A wise friend recently asked me: “What should I be doing now to prepare for the next economic recession?” Whether you think the next downturn is nearly upon us, or is still years away, this is an excellent question to ask. Having lived through several economic downturns and having observed the behaviors that go along with them (both detrimental and beneficial), I share my top 3 tips here.
Remember learning fire safety from school days? What do you do? “Stop, Drop, and Roll.”
Before a crisis hits is the perfect time to stop and make your action plan, rather than trying to make decisions during a time of stress. So, take a moment to pause now, take a breath, and review your financial situation. What are your monthly obligations? Do you have enough savings to pay the rent next month, should your job be downsized? What expenses could you potentially cut back, or cut out? On the income side, are there other ways to expand your income, if your current income source changes?
I don’t pose these questions to alarm you; just the opposite. Planning now can bring calm because you know what to do when and if a crisis hits. When you’ve practiced and prepared mentally, you can feel more confident about handling the future.
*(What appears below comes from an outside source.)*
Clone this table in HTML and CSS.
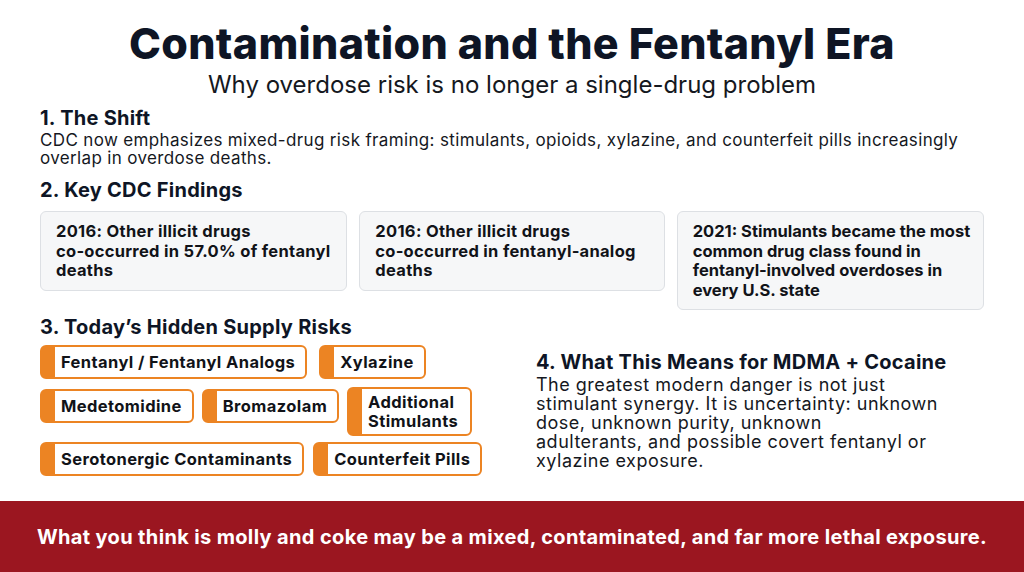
FILE: index.html
```html
<!DOCTYPE html>
<html lang="en">
<head>
<meta charset="utf-8">
<title>Contamination and the Fentanyl Era</title>
<link rel="stylesheet" href="styles.css">
</head>
<body>
<div class="page">
  <header class="head">
    <h1 class="title">Contamination and the Fentanyl Era</h1>
    <p class="subtitle">Why overdose risk is no longer a single-drug problem</p>
  </header>
  <main class="content">
    <section class="sec">
      <h2 class="sec-title">1. The Shift</h2>
      <p class="body-text">CDC now emphasizes mixed-drug risk framing: stimulants, opioids, xylazine, and counterfeit pills increasingly overlap in overdose deaths.</p>
    </section>
    <section class="sec">
      <h2 class="sec-title">2. Key CDC Findings</h2>
      <div class="cards">
        <div class="card">2016: Other illicit drugs co&#8209;occurred in 57.0% of fentanyl deaths</div>
        <div class="card">2016: Other illicit drugs co&#8209;occurred in fentanyl&#8209;analog deaths</div>
        <div class="card card-tight">2021: Stimulants became the most common drug class found in fentanyl&#8209;involved overdoses in every U.S. state</div>
      </div>
    </section>
    <div class="split">
      <section class="sec risks">
        <h2 class="sec-title">3. Today’s Hidden Supply Risks</h2>
        <div class="tags">
          <div class="tag-row">
            <span class="tag">Fentanyl / Fentanyl Analogs</span>
            <span class="tag">Xylazine</span>
          </div>
          <div class="tag-row tag-row-mid">
            <span class="tag">Medetomidine</span>
            <span class="tag">Bromazolam</span>
            <span class="tag tag-two">Additional<br>Stimulants</span>
          </div>
          <div class="tag-row">
            <span class="tag">Serotonergic Contaminants</span>
            <span class="tag">Counterfeit Pills</span>
          </div>
        </div>
      </section>
      <section class="sec means">
        <h2 class="sec-title">4. What This Means for MDMA + Cocaine</h2>
        <p class="body-text means-text">The greatest modern danger is not just stimulant synergy. It is uncertainty: unknown dose, unknown purity, unknown<br>adulterants, and possible covert fentanyl or xylazine exposure.</p>
      </section>
    </div>
  </main>
  <footer class="band">
    <p class="band-text">What you think is molly and coke may be a mixed, contaminated, and far more lethal exposure.</p>
  </footer>
</div>
</body>
</html>
```
FILE: styles.css
```css
* { box-sizing: border-box; }
html, body { margin: 0; padding: 0; }
body {
  width: 1024px;
  height: 572px;
  overflow: hidden;
  background: #ffffff;
  font-family: "Inter", "Noto Sans", sans-serif;
  color: #111318;
}
.page {
  height: 572px;
  display: flex;
  flex-direction: column;
}
.head {
  text-align: center;
  padding-top: 18px;
}
.title {
  margin: 0;
  font-size: 43px;
  line-height: 50px;
  font-weight: 800;
  color: #0e1525;
  letter-spacing: 0.3px;
}
.subtitle {
  margin: 3px 0 0;
  font-size: 24px;
  line-height: 28px;
  font-weight: 400;
  color: #15181e;
}
.content {
  flex: 1;
  padding: 6px 40px 0;
}
.sec-title {
  margin: 0;
  font-size: 20px;
  line-height: 26px;
  font-weight: 700;
  color: #0e1525;
  letter-spacing: 0.25px;
}
.body-text {
  margin: 0;
  font-size: 17px;
  line-height: 18px;
  letter-spacing: 0.35px;
  color: #15181e;
}
.sec + .sec { margin-top: 10px; }
.cards {
  display: flex;
  gap: 12px;
  margin-top: 8px;
  align-items: flex-start;
}
.card {
  width: 308px;
  background: #f6f7f8;
  border: 1px solid #dde0e4;
  border-radius: 6px;
  padding: 10px 8px 9px 15px;
  font-size: 16.5px;
  line-height: 19.5px;
  letter-spacing: 0.3px;
  font-weight: 700;
  color: #111318;
}
.card:nth-child(2) { width: 306px; }
.card-tight {
  letter-spacing: 0;
  padding-right: 5px;
}
.split {
  display: flex;
  margin-top: 4px;
}
.risks { width: 496px; }
.tags {
  display: flex;
  flex-direction: column;
  gap: 6px;
  margin-top: 5px;
}
.tag-row {
  display: flex;
  gap: 9px;
  align-items: flex-start;
}
.tag-row-mid { gap: 8px; margin-top: 2px; }
.tag-row-mid .tag { margin-top: 2px; }
.tag-row-mid .tag-two { margin-top: 0; }
.tag {
  display: inline-block;
  border: 2px solid #ec8423;
  border-left: 15px solid #ec8423;
  border-radius: 6px;
  background: #ffffff;
  padding: 5.5px 10px 5.5px 6px;
  font-size: 16.5px;
  line-height: 19px;
  letter-spacing: 0.4px;
  font-weight: 700;
  color: #111318;
  white-space: nowrap;
}
.tag-row:first-child .tag + .tag { margin-left: 3px; }
.tag-two { line-height: 19px; padding: 3.5px 12px 3.5px 6px; }
.means {
  margin-top: 0 !important;
  align-self: center;
  width: 440px;
  padding-top: 28px;
}
.means-text {
  font-size: 18px;
  line-height: 19px;
  letter-spacing: 0.5px;
  width: 420px;
}
.band {
  height: 71px;
  background: #9b1620;
  display: flex;
  align-items: center;
  justify-content: center;
}
.band-text {
  margin: 0;
  color: #ffffff;
  font-size: 20px;
  font-weight: 700;
  letter-spacing: 0.35px;
}
```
Bonus tip: If you find this difficult, consider reaching out to a friend or advisor to help you talk through it (that’s what we’re here for).
If you aren’t already, consider dropping extra cash into a savings account. Stashing cash in case of emergency is always a good practice. But in the framework of what to do before a recession, stashing cash can also set you up to take advantage of opportunities that arise when prices fall.
For example, during the 2007-era housing crisis, we saw houses in the Austin area being sold for significant discounts. Investors who had the cash to do so could potentially buy homes at historically low prices. The key was having cash on hand when the time came.
So, how can you do this? Pay into your savings account like paying a bill: make a deposit every month (or whenever you get your paycheck). If you have a specific goal, you could name your savings account to help keep you focused. For example, if you are saving to purchase your next house, you could call it your “Next Home” savings account. If you don’t have a specific goal, you could call it your “Opportunity Account.” Then, “Set it and forget it.” Don’t use this money for anything else. If you are patient, then when opportunities arise, you may be better positioned than you were before.
And my final tip is: keep on rolling. Whatever you do, keep going. Remember that news headlines are meant to be sensational and stir up emotion. This does not help you; it helps keep reporters in business. As much as possible, let the news roll off your back and out of your life. Instead, keep focus on your plan and your goals.
A recession is NOT the time to stop contributing to your investment accounts. Again, recall the concept of investments being on sale during a downturn, and realize that you may actually be taking advantage of price fluctuations.
Recessions are also definitely NOT time to cash out of your investments because you fear losses. By cashing out, you could be effectively locking in losses. Leaving investments in the market gives them the opportunity to recover and get back on track.
No matter where the economy or the stock market is, these 3 tips are good financial habits to practice anytime. But especially if you are feeling wary about an economic recession, just remember “stop, drop, and roll.” This can help you to build your financial muscle, so it’s a bit easier when the heavy lifting comes.